The de-facto shutdown of USAID, which led to an 83% drop in international aid from the United States, has made the financial support of private foundations, corporations and individual philanthropists even more important. Privately funded projects have always been part of the aid ecosystem. Private donors can move with agility and less bureaucracy. And many are already providing billions for initiatives ranging from healthcare to climate resilience, to journalism.
But private capital ushers in specific challenges, such as separating donor interests from the long-term interests of beneficiaries. And at this moment in time, most donors are already maxed out when it comes to the level of support that they are providing. So, are we seeing more players coming to the table? And what are the areas that are most likely to receive support in the current environment? We’ll be dissecting philanthropy’s role in defending democracy, so stay tuned for a powerful discussion.
We have a packed agenda.
Now, I want to take this moment to say thank you to all of our speakers, for their time and their expertise. I also want to say thank you to our event partners: Context, FT Strategies, Civicus and the Mozilla Foundation. Your support is so valued and appreciated. I’m excited that this year, our media partner is Devex, the platform for the global development community.

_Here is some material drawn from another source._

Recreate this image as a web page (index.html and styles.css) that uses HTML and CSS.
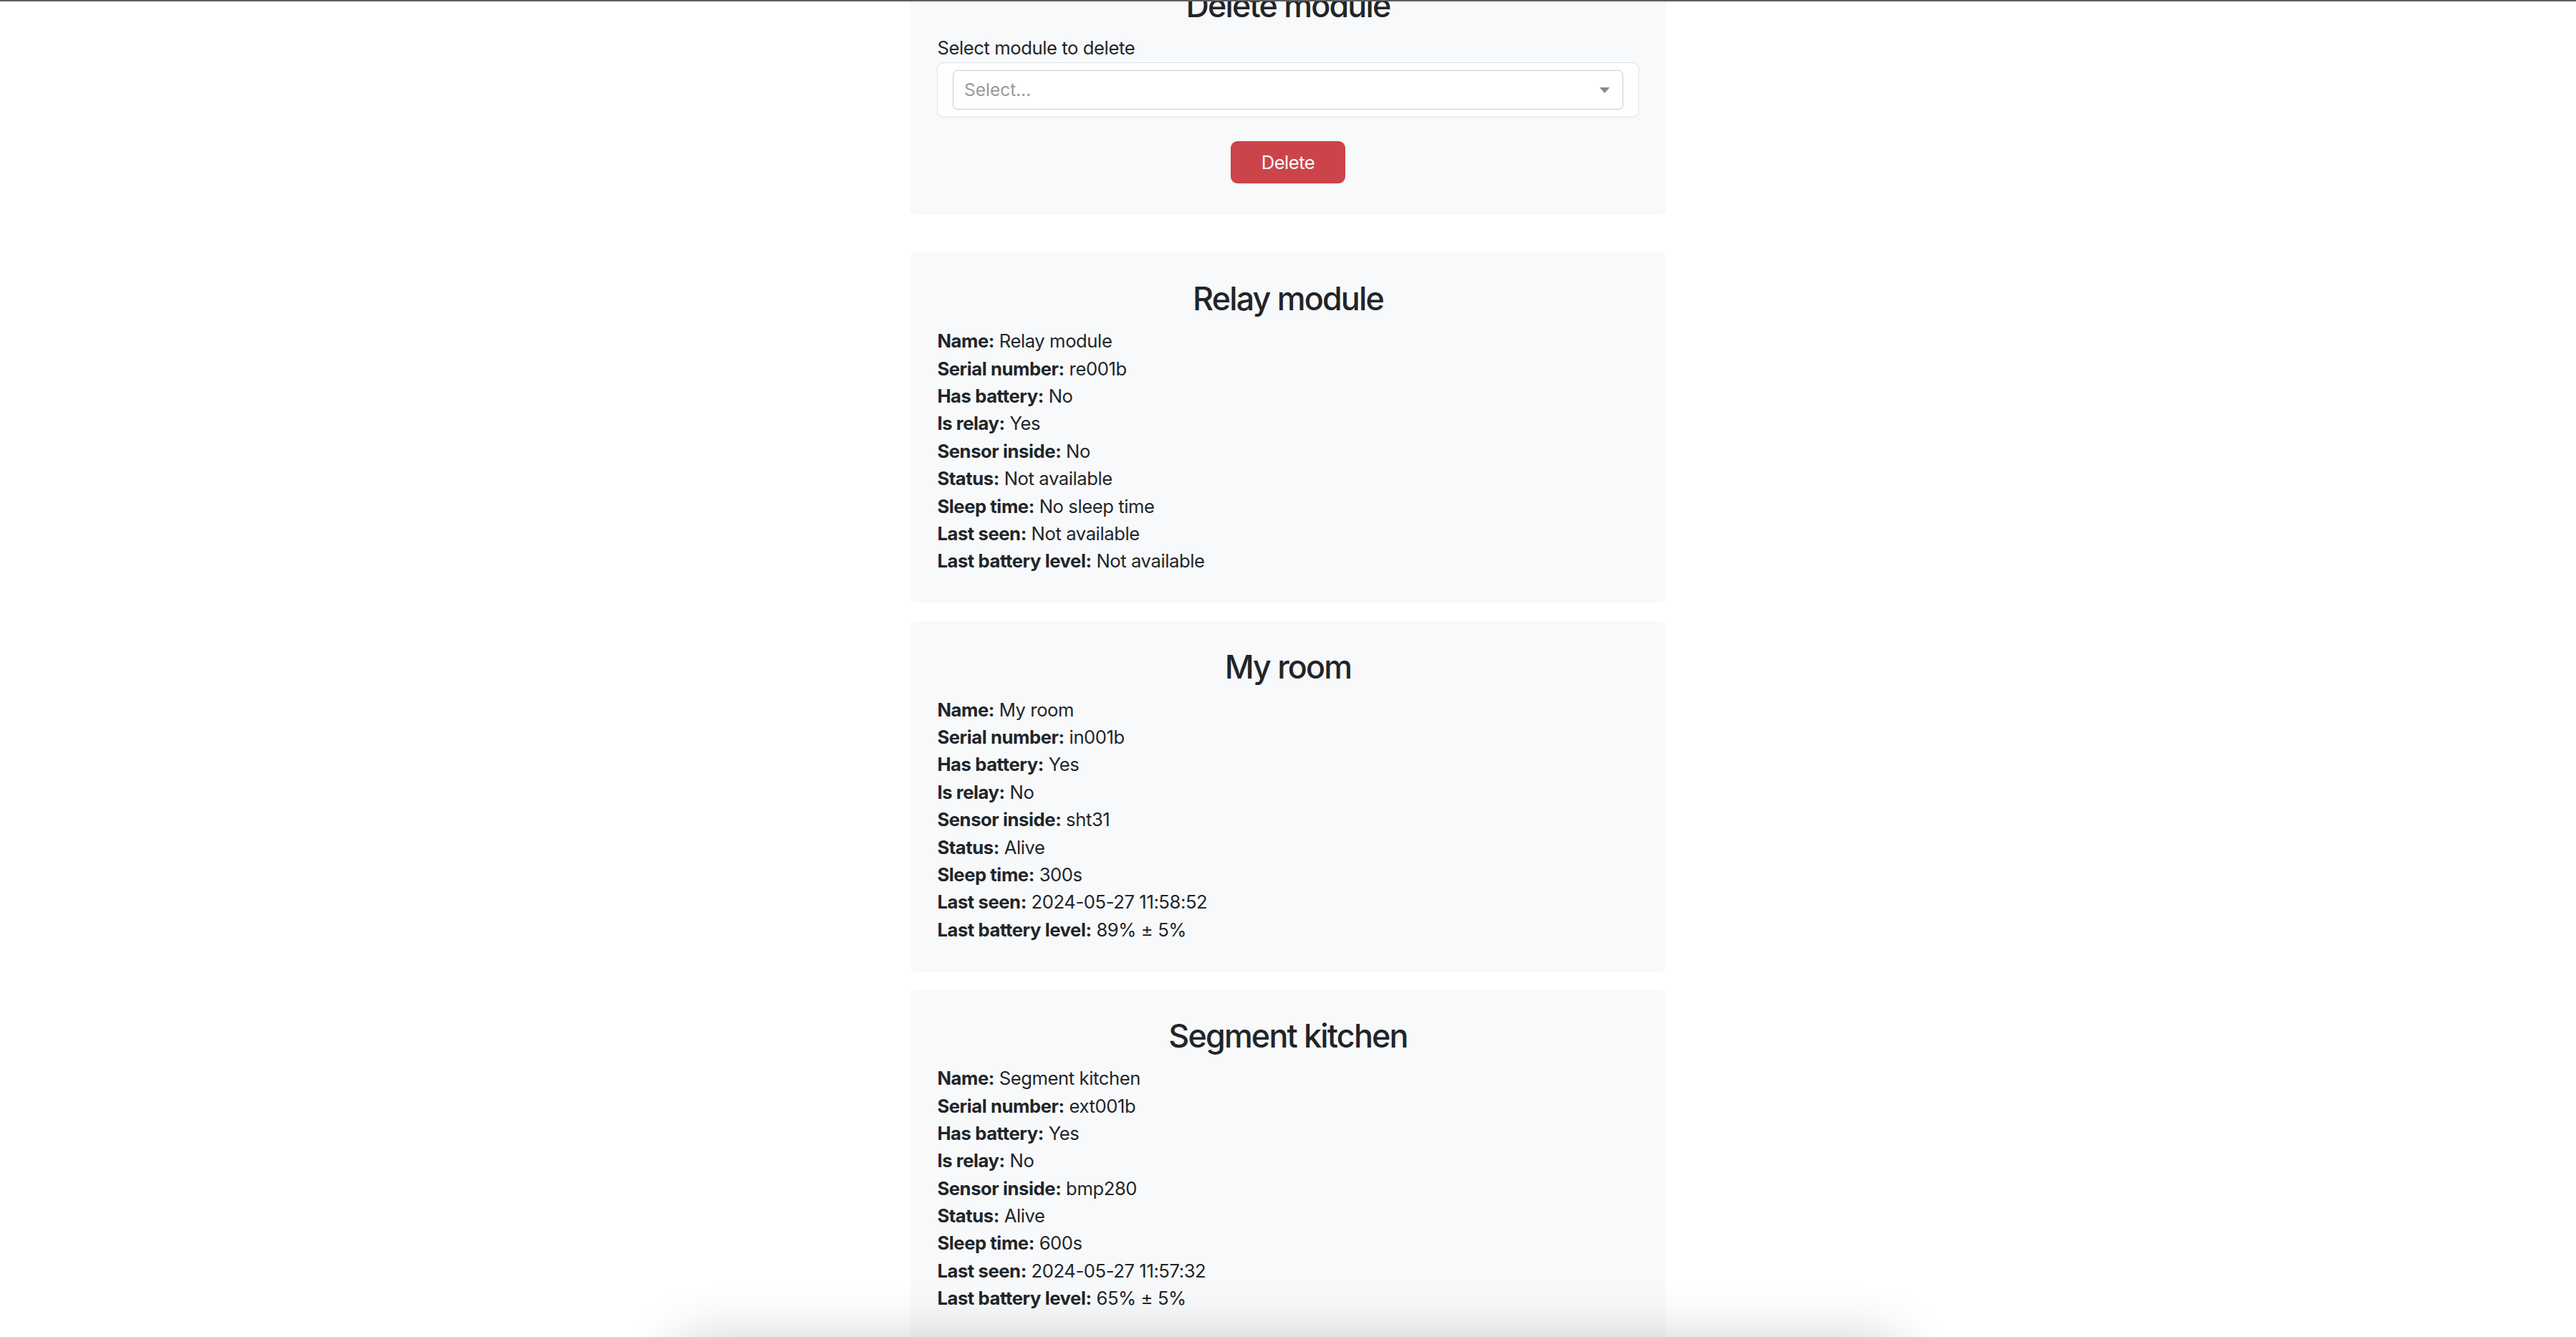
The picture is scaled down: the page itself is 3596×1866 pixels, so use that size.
FILE: index.html
```html
<!DOCTYPE html>
<html lang="en">
<head>
<meta charset="utf-8">
<title>Modules</title>
<link rel="stylesheet" href="styles.css">
</head>
<body>
<div class="topbar"></div>
<main class="page">
  <section class="card delete-card">
    <h3 class="card-title">Delete module</h3>
    <label class="field-label">Select module to delete</label>
    <div class="select-wrap">
      <div class="select-control">
        <span class="select-placeholder">Select...</span>
        <span class="select-caret"></span>
      </div>
    </div>
    <div class="actions"><button class="btn-danger">Delete</button></div>
  </section>

  <section class="card">
    <h3 class="card-title">Relay module</h3>
    <p class="row"><strong>Name:</strong> Relay module</p>
    <p class="row"><strong>Serial number:</strong> re001b</p>
    <p class="row"><strong>Has battery:</strong> No</p>
    <p class="row"><strong>Is relay:</strong> Yes</p>
    <p class="row"><strong>Sensor inside:</strong> No</p>
    <p class="row"><strong>Status:</strong> Not available</p>
    <p class="row"><strong>Sleep time:</strong> No sleep time</p>
    <p class="row"><strong>Last seen:</strong> Not available</p>
    <p class="row"><strong>Last battery level:</strong> Not available</p>
  </section>

  <section class="card">
    <h3 class="card-title">My room</h3>
    <p class="row"><strong>Name:</strong> My room</p>
    <p class="row"><strong>Serial number:</strong> in001b</p>
    <p class="row"><strong>Has battery:</strong> Yes</p>
    <p class="row"><strong>Is relay:</strong> No</p>
    <p class="row"><strong>Sensor inside:</strong> sht31</p>
    <p class="row"><strong>Status:</strong> Alive</p>
    <p class="row"><strong>Sleep time:</strong> 300s</p>
    <p class="row"><strong>Last seen:</strong> 2024-05-27 11:58:52</p>
    <p class="row"><strong>Last battery level:</strong> 89% ± 5%</p>
  </section>

  <section class="card">
    <h3 class="card-title">Segment kitchen</h3>
    <p class="row"><strong>Name:</strong> Segment kitchen</p>
    <p class="row"><strong>Serial number:</strong> ext001b</p>
    <p class="row"><strong>Has battery:</strong> Yes</p>
    <p class="row"><strong>Is relay:</strong> No</p>
    <p class="row"><strong>Sensor inside:</strong> bmp280</p>
    <p class="row"><strong>Status:</strong> Alive</p>
    <p class="row"><strong>Sleep time:</strong> 600s</p>
    <p class="row"><strong>Last seen:</strong> 2024-05-27 11:57:32</p>
    <p class="row"><strong>Last battery level:</strong> 65% ± 5%</p>
  </section>
</main>
<div class="bottom-shade"></div>
</body>
</html>
```

FILE: styles.css
```css
html {
  font-size: 25.6px;
}

body {
  margin: 0;
  background: #ffffff;
  color: #212529;
  font-family: "Inter", "Liberation Sans", sans-serif;
  font-size: 1rem;
  line-height: 1.5;
  letter-spacing: -0.4px;
}

.topbar {
  position: fixed;
  top: 0;
  left: 0;
  right: 0;
  height: 2px;
  background: #5f5f5f;
  z-index: 10;
}

.page {
  width: 1056px;
  margin: -56.5px auto 0;
}

.card {
  background: #f8f9fa;
  border-radius: 9.6px;
  padding: 38.4px;
  margin-bottom: 25.6px;
}

.delete-card {
  margin-bottom: 52px;
}

.card-title {
  margin: 0 0 12.8px;
  font-size: 44.8px;
  font-weight: 500;
  line-height: 1.2;
  letter-spacing: -1.8px;
  text-align: center;
}

.field-label {
  display: block;
  margin-top: 3px;
}

.select-wrap {
  background: #ffffff;
  border: 1px solid #dee2e6;
  border-radius: 9.6px;
  padding: 10px 20.6px 9.9px;
}

.select-control {
  box-sizing: border-box;
  height: 55.6px;
  border: 1px solid #cccccc;
  border-radius: 6.4px;
  display: flex;
  align-items: center;
  justify-content: space-between;
  padding: 0 18px 0 15px;
}

.select-placeholder {
  color: #9a9a9a;
  font-size: 24.5px;
  letter-spacing: 0;
}

.select-caret {
  width: 0;
  height: 0;
  border-left: 7px solid transparent;
  border-right: 7px solid transparent;
  border-top: 8px solid #888888;
}

.actions {
  display: flex;
  justify-content: center;
  margin-top: 33px;
  margin-bottom: 5.6px;
}

.btn-danger {
  box-sizing: border-box;
  width: 160px;
  height: 59px;
  padding: 0;
  border: 0;
  border-radius: 9.6px;
  background: #cb444a;
  color: #ffffff;
  font-family: inherit;
  font-size: 1rem;
  line-height: 1.5;
  letter-spacing: -0.5px;
}

.row {
  margin: 0;
}

.row strong {
  font-weight: 700;
}

.bottom-shade {
  position: fixed;
  left: 50%;
  bottom: -106px;
  width: 1700px;
  height: 100px;
  margin-left: -850px;
  box-shadow: 0 0 80px rgba(0, 0, 0, 0.2);
  pointer-events: none;
  z-index: 5;
}
```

And of course, I want to thank our supporters. It’s because of their generosity that this event can be free to attend. And so, huge thanks to our Platinum Supporter, the People’s Postcode Lottery. We are incredibly grateful for your continued trust in us, and for your commitment to this initiative. I would also like to thank the Omidyar Network, and the Siegel Family Endowment. Your support is critical to the success of this event.
At the Thomson Reuters Foundation, we work every day to strengthen free, fair and informed societies, using our unique combination of legal and media expertise, alongside data intelligence. This conference is driven by a spirit of collaboration. We want to facilitate opportunities for our partners, friends and beneficiaries to come together and play a role in addressing some of the most critical issues of our time.
And so, thank you for being here and for playing your part. It’s never been more important.